■ **MATERIAL**:
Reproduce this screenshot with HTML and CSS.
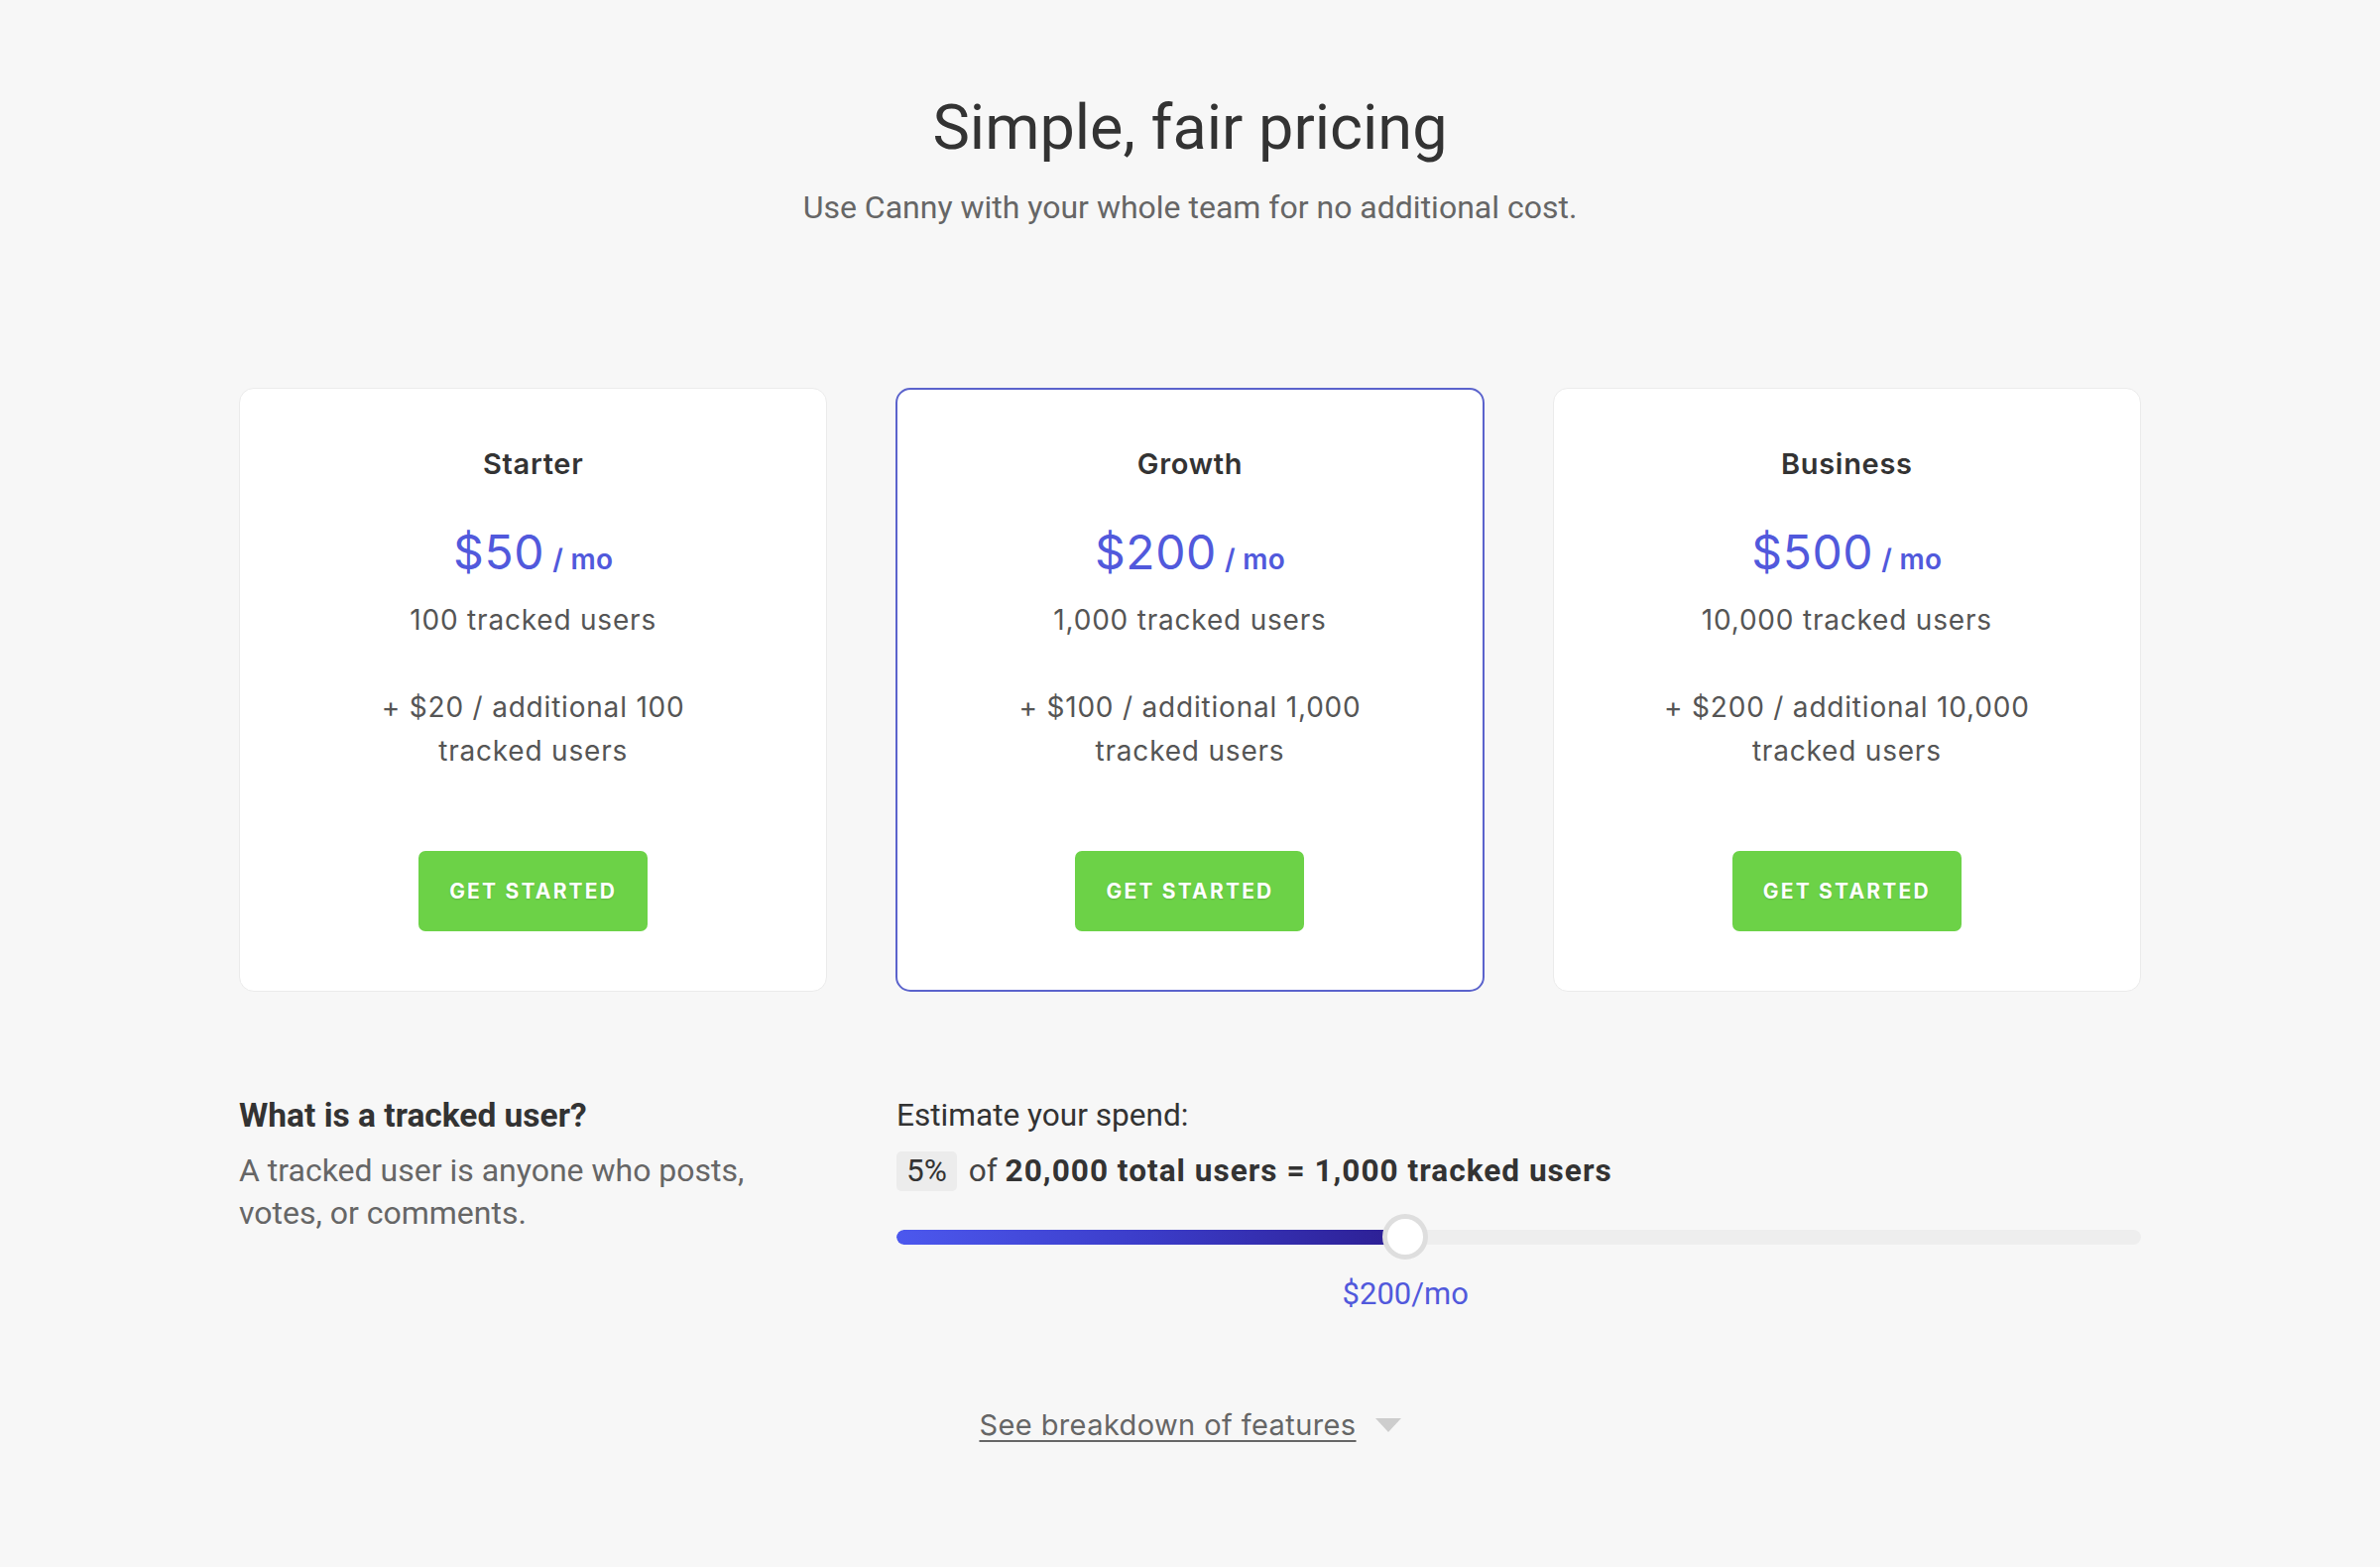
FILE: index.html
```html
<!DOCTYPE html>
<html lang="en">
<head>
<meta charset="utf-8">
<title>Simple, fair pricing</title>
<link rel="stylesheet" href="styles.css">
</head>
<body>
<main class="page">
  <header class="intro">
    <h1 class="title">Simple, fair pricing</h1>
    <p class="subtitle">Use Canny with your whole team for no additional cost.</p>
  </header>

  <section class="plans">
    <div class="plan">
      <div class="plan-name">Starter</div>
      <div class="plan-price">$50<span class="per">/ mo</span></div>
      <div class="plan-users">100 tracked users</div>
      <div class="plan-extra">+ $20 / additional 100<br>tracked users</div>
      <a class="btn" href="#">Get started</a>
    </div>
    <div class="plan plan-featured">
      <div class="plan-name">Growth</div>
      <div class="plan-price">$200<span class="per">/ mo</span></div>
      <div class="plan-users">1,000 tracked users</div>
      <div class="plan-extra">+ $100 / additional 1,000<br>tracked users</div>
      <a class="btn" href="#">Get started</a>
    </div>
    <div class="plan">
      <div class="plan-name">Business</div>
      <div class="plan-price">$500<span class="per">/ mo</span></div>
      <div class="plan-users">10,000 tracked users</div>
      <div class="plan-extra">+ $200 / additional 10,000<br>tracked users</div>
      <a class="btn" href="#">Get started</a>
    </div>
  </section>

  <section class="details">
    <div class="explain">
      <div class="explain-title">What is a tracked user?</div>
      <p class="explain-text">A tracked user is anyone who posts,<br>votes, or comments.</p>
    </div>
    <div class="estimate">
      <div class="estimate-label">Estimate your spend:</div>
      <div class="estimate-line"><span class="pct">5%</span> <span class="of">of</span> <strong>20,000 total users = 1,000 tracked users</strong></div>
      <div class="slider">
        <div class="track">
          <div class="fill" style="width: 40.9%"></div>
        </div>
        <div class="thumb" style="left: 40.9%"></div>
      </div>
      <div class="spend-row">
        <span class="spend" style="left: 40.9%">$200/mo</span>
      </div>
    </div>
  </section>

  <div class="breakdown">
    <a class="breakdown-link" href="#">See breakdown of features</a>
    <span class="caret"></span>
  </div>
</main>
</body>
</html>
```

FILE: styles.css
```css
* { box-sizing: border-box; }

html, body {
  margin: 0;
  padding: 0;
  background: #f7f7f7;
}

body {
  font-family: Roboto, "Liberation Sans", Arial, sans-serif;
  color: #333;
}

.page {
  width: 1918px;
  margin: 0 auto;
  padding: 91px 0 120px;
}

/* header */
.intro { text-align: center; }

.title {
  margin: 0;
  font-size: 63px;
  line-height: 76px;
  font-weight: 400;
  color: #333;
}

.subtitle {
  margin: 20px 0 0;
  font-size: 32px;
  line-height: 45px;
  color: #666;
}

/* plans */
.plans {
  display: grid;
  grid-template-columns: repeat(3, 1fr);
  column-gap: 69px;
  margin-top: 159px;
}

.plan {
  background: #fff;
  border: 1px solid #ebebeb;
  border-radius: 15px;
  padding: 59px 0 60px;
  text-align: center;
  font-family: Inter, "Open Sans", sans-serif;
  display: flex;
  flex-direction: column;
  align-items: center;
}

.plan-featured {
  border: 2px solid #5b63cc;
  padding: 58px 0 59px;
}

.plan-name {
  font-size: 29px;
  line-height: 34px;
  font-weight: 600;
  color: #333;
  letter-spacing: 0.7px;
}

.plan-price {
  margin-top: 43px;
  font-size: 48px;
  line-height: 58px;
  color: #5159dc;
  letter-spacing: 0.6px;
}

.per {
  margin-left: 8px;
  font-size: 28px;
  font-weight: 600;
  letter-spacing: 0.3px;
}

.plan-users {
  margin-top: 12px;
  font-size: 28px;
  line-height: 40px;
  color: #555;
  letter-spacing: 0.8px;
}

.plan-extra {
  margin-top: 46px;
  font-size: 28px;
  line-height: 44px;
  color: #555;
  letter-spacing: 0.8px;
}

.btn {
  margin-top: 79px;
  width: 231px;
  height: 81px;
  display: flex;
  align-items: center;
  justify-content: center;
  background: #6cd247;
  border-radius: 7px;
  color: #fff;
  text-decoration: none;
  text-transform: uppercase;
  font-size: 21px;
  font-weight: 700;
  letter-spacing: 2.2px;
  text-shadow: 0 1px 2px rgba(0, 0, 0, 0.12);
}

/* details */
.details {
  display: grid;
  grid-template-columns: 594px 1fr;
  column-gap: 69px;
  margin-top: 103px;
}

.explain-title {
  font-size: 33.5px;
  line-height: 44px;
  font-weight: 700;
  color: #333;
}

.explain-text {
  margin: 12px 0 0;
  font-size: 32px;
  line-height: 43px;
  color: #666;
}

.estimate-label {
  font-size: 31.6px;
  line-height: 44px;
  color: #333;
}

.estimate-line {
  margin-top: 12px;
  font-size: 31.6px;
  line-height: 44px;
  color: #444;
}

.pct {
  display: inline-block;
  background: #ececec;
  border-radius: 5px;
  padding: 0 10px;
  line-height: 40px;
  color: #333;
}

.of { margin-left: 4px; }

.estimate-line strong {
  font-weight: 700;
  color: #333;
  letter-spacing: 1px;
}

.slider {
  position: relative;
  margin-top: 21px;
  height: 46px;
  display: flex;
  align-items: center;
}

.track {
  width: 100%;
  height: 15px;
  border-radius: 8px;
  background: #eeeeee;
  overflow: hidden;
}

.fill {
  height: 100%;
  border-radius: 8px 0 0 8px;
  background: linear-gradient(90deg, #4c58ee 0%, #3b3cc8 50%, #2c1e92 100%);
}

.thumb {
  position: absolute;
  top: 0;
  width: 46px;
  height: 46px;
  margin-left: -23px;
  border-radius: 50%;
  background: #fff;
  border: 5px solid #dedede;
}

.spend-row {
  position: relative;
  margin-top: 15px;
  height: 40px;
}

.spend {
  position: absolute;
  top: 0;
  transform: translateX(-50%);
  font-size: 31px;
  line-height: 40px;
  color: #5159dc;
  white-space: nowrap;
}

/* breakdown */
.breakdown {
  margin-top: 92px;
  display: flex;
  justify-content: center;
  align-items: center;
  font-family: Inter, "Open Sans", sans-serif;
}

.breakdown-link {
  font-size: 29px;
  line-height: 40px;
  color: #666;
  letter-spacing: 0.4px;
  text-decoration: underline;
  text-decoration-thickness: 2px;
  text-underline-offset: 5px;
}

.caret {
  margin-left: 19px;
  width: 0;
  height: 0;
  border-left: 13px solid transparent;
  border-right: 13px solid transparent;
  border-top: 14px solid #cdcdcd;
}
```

■ **EXERCISE GOAL**: Reproduce the material above in full and without alteration, but skip all pictures.

■ **FULL SOLUTION**:
Reproduce this screenshot with HTML and CSS.
FILE: index.html
```html
<!DOCTYPE html>
<html lang="en">
<head>
<meta charset="utf-8">
<title>Simple, fair pricing</title>
<link rel="stylesheet" href="styles.css">
</head>
<body>
<main class="page">
  <header class="intro">
    <h1 class="title">Simple, fair pricing</h1>
    <p class="subtitle">Use Canny with your whole team for no additional cost.</p>
  </header>

  <section class="plans">
    <div class="plan">
      <div class="plan-name">Starter</div>
      <div class="plan-price">$50<span class="per">/ mo</span></div>
      <div class="plan-users">100 tracked users</div>
      <div class="plan-extra">+ $20 / additional 100<br>tracked users</div>
      <a class="btn" href="#">Get started</a>
    </div>
    <div class="plan plan-featured">
      <div class="plan-name">Growth</div>
      <div class="plan-price">$200<span class="per">/ mo</span></div>
      <div class="plan-users">1,000 tracked users</div>
      <div class="plan-extra">+ $100 / additional 1,000<br>tracked users</div>
      <a class="btn" href="#">Get started</a>
    </div>
    <div class="plan">
      <div class="plan-name">Business</div>
      <div class="plan-price">$500<span class="per">/ mo</span></div>
      <div class="plan-users">10,000 tracked users</div>
      <div class="plan-extra">+ $200 / additional 10,000<br>tracked users</div>
      <a class="btn" href="#">Get started</a>
    </div>
  </section>

  <section class="details">
    <div class="explain">
      <div class="explain-title">What is a tracked user?</div>
      <p class="explain-text">A tracked user is anyone who posts,<br>votes, or comments.</p>
    </div>
    <div class="estimate">
      <div class="estimate-label">Estimate your spend:</div>
      <div class="estimate-line"><span class="pct">5%</span> <span class="of">of</span> <strong>20,000 total users = 1,000 tracked users</strong></div>
      <div class="slider">
        <div class="track">
          <div class="fill" style="width: 40.9%"></div>
        </div>
        <div class="thumb" style="left: 40.9%"></div>
      </div>
      <div class="spend-row">
        <span class="spend" style="left: 40.9%">$200/mo</span>
      </div>
    </div>
  </section>

  <div class="breakdown">
    <a class="breakdown-link" href="#">See breakdown of features</a>
    <span class="caret"></span>
  </div>
</main>
</body>
</html>
```

FILE: styles.css
```css
* { box-sizing: border-box; }

html, body {
  margin: 0;
  padding: 0;
  background: #f7f7f7;
}

body {
  font-family: Roboto, "Liberation Sans", Arial, sans-serif;
  color: #333;
}

.page {
  width: 1918px;
  margin: 0 auto;
  padding: 91px 0 120px;
}

/* header */
.intro { text-align: center; }

.title {
  margin: 0;
  font-size: 63px;
  line-height: 76px;
  font-weight: 400;
  color: #333;
}

.subtitle {
  margin: 20px 0 0;
  font-size: 32px;
  line-height: 45px;
  color: #666;
}

/* plans */
.plans {
  display: grid;
  grid-template-columns: repeat(3, 1fr);
  column-gap: 69px;
  margin-top: 159px;
}

.plan {
  background: #fff;
  border: 1px solid #ebebeb;
  border-radius: 15px;
  padding: 59px 0 60px;
  text-align: center;
  font-family: Inter, "Open Sans", sans-serif;
  display: flex;
  flex-direction: column;
  align-items: center;
}

.plan-featured {
  border: 2px solid #5b63cc;
  padding: 58px 0 59px;
}

.plan-name {
  font-size: 29px;
  line-height: 34px;
  font-weight: 600;
  color: #333;
  letter-spacing: 0.7px;
}

.plan-price {
  margin-top: 43px;
  font-size: 48px;
  line-height: 58px;
  color: #5159dc;
  letter-spacing: 0.6px;
}

.per {
  margin-left: 8px;
  font-size: 28px;
  font-weight: 600;
  letter-spacing: 0.3px;
}

.plan-users {
  margin-top: 12px;
  font-size: 28px;
  line-height: 40px;
  color: #555;
  letter-spacing: 0.8px;
}

.plan-extra {
  margin-top: 46px;
  font-size: 28px;
  line-height: 44px;
  color: #555;
  letter-spacing: 0.8px;
}

.btn {
  margin-top: 79px;
  width: 231px;
  height: 81px;
  display: flex;
  align-items: center;
  justify-content: center;
  background: #6cd247;
  border-radius: 7px;
  color: #fff;
  text-decoration: none;
  text-transform: uppercase;
  font-size: 21px;
  font-weight: 700;
  letter-spacing: 2.2px;
  text-shadow: 0 1px 2px rgba(0, 0, 0, 0.12);
}

/* details */
.details {
  display: grid;
  grid-template-columns: 594px 1fr;
  column-gap: 69px;
  margin-top: 103px;
}

.explain-title {
  font-size: 33.5px;
  line-height: 44px;
  font-weight: 700;
  color: #333;
}

.explain-text {
  margin: 12px 0 0;
  font-size: 32px;
  line-height: 43px;
  color: #666;
}

.estimate-label {
  font-size: 31.6px;
  line-height: 44px;
  color: #333;
}

.estimate-line {
  margin-top: 12px;
  font-size: 31.6px;
  line-height: 44px;
  color: #444;
}

.pct {
  display: inline-block;
  background: #ececec;
  border-radius: 5px;
  padding: 0 10px;
  line-height: 40px;
  color: #333;
}

.of { margin-left: 4px; }

.estimate-line strong {
  font-weight: 700;
  color: #333;
  letter-spacing: 1px;
}

.slider {
  position: relative;
  margin-top: 21px;
  height: 46px;
  display: flex;
  align-items: center;
}

.track {
  width: 100%;
  height: 15px;
  border-radius: 8px;
  background: #eeeeee;
  overflow: hidden;
}

.fill {
  height: 100%;
  border-radius: 8px 0 0 8px;
  background: linear-gradient(90deg, #4c58ee 0%, #3b3cc8 50%, #2c1e92 100%);
}

.thumb {
  position: absolute;
  top: 0;
  width: 46px;
  height: 46px;
  margin-left: -23px;
  border-radius: 50%;
  background: #fff;
  border: 5px solid #dedede;
}

.spend-row {
  position: relative;
  margin-top: 15px;
  height: 40px;
}

.spend {
  position: absolute;
  top: 0;
  transform: translateX(-50%);
  font-size: 31px;
  line-height: 40px;
  color: #5159dc;
  white-space: nowrap;
}

/* breakdown */
.breakdown {
  margin-top: 92px;
  display: flex;
  justify-content: center;
  align-items: center;
  font-family: Inter, "Open Sans", sans-serif;
}

.breakdown-link {
  font-size: 29px;
  line-height: 40px;
  color: #666;
  letter-spacing: 0.4px;
  text-decoration: underline;
  text-decoration-thickness: 2px;
  text-underline-offset: 5px;
}

.caret {
  margin-left: 19px;
  width: 0;
  height: 0;
  border-left: 13px solid transparent;
  border-right: 13px solid transparent;
  border-top: 14px solid #cdcdcd;
}
```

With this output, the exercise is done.